AccR is a master regulator involved in carbon catabolite repression of the anaerobic catabolism of aromatic compounds in Azoarcus sp. CIB [Microbiology]

December 3rd, 2013 by Valderrama, J. . A., Shingler, V., Carmona, M., Diaz, E.

Here we characterized the first known transcriptional regulator that accounts for carbon catabolite repression (CCR) control of the anaerobic catabolism of aromatic compounds in bacteria. The AccR response regulator of Azoarcus sp. CIB controls succinate-responsive CCR of the central pathways for the anaerobic catabolism of aromatics by this strain. Phosphorylation of AccR to AccR-P triggers a monomer-to-dimer transition, as well as the ability to bind to the target promoter and cause repression both in vivo and in vitro. Substitution of the Asp60 phosphorylation target residue of the N-terminal receiver motif of AccR, to a phosphor-mimic Glu residue, generates a constitutively active derivative that behaves as a super-repressor of the target genes. AccR-P binds in vitro to a conserved inverted repeat (ATGCA-N6-TGCAT) present at two different locations within the PN promoter of the bzd genes for anaerobic benzoate degradation.
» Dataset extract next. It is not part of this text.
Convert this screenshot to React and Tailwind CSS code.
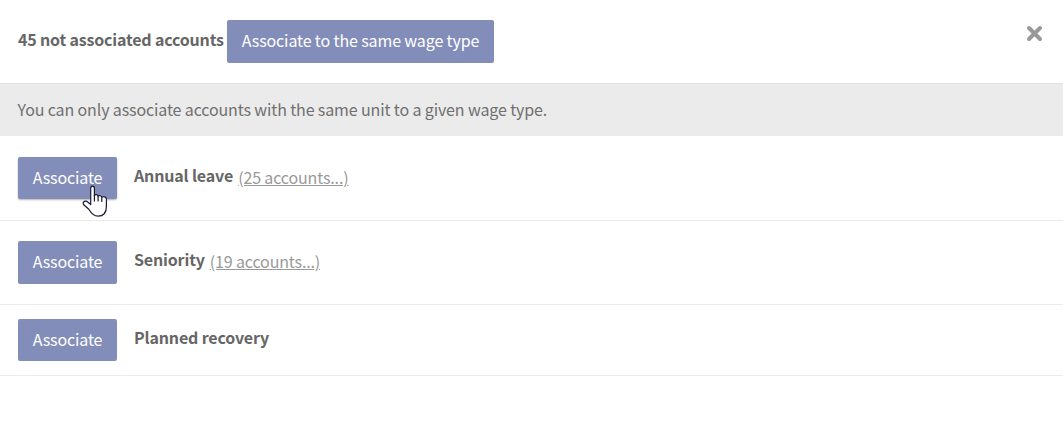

Because the DNA-binding proficient C-terminal domain of AccR is monomeric, we propose an activation mechanism in which phosphorylation of Asp60 of AccR alleviates inter-domain repression mediated by the N-terminal domain. The presence of AccR-like proteins encoded in the genomes of other β-proteobacteria of the Azoarcus/Thauera group further suggests that AccR constitutes a master regulator that controls anaerobic CCR in these bacteria.